BREAKING NEWS

Happy Parenting: How to Get Kids to Listen to You

“How can I get my kids to listen?” This is one of the most frequently-asked questions among parents. So how do you discipline a child that won’t listen?
 
I’m not a disciplinarian. So how do I discipline so that my child will listen without yelling, nagging or punishing? Let me tell you a story about my “obedient” child. And then I’ll show you the method I use to create a happy, harmonious family – step by step.
 
Here’s a fiction story to explain:
 
On a hot summer day, my 5 year old daughter was swimming with two friends. One friend called across the pool to ask her mother if she could use the hot tub. Her mom said no – after all, it was sweltering.
 
My daughter and the other friend started asking, too. Her mother and I shook our heads. “No, you can’t,” I told my daughter gently. “I’m sorry. It’s just too hot and not safe for little kids to go into the hot tub.”
 
Her friends started whining. But my little girl turned to them and announced proudly: “My mom said no. And I’m listening to MY MOM.“
 
The other two mothers stared at me. They wanted to know my secret.
 
So, here’s my secret…
 
The truth is … my daughter usually doesn’t listen to me at home. Because I don’t make her listen to me. I rarely give her orders to do things. Sometimes I ask her to follow instructions, but mostly I make requests.
 
I respect my child as an individual, someone with her own preferences and rights. I don’t make her bend to my will.
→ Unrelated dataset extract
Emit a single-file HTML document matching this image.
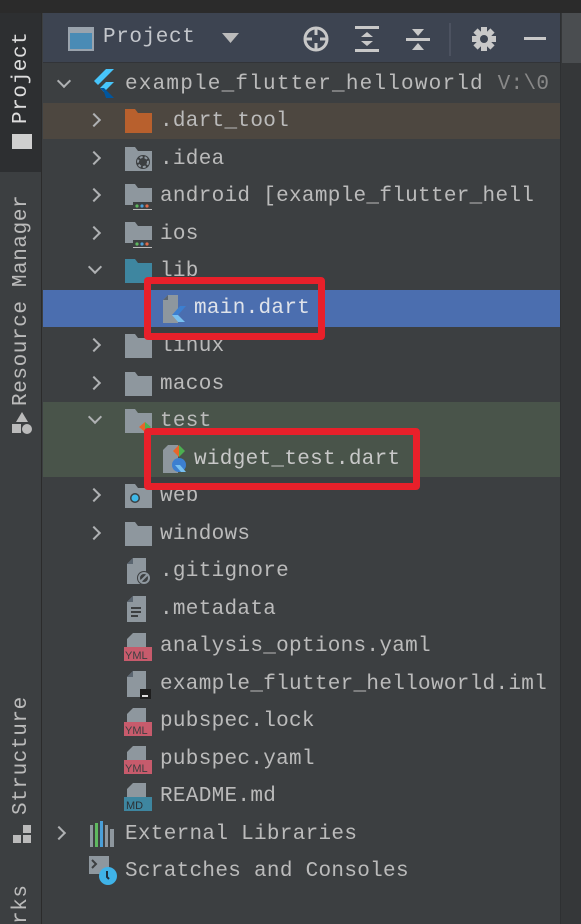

When there are times she must follow my guidance, I clearly explain to her why. But otherwise, she has the freedom to choose what to do and whether to accede to her parents’ wishes.
 
When a child feels respected and is allowed to have control over her own life, she listens out of her free will when you have something important to say.
Our child respects us because we have shown her respect first.
 
We give them reasons, not commands, when we need them to do something.
 
I call this Stress-Free Parenting. Here are a list of tips you can follow to implement this: 
 
  1. Accept that we cannot and shouldn’t control anyone but ourselves: Kids are not robots. Kids are not pets. Kids are not our property. We shouldn’t try to control another human being. You don’t need total control to have harmony at home. And, in fact, accepting that you cannot control anyone but yourself will make you a much happier person – and your home happier and more peaceful.
 
  1. Be Sensible - Insist only when there is a good reason: “Why can’t I get my kids to listen to me?” If you find yourself asking this question, first reevaluate what you’re asking them to do. Children may be immature and naturally self-centered, but they do listen to good reasons and explanations. If your children seem never to listen, chances are they are using every opportunity to fight back against your attempts to control every aspect of their lives.
 
  1. Do not punish as kids who make judgements: We all want to raise kids who have good judgment and can make the right decisions when we’re not there to tell them what to do. But how can they do that without practicing making decisions — and making some of their own mistakes? Just as falling is an integral part of learning to walk, making bad decisions is an integral part of learning to make good choices. Do you punish a child for falling when they’re learning to walk? No. So don’t punish your child for failing to make a sound judgment. They need practice and experience to refine their judging skills. 
 
  1. Let them decide but guide them through questions: Well, discipline a child by teaching, not by bossing them around. No one likes to be bossed around. We don’t. And kids don’t either. Give them the freedom to make as many decisions as reasonably possible. I’ve even let my child decide what I wear … well, sometimes. When you don’t agree with their decisions, instead of saying they’re wrong, ask them questions. Ask your child why they want to do things this way. Ask them what they will feel about the predictable results. Come up with different scenarios to help them think through all the possible outcomes. Help them identify possible negative results, and ask them if they can change their decisions to prevent them.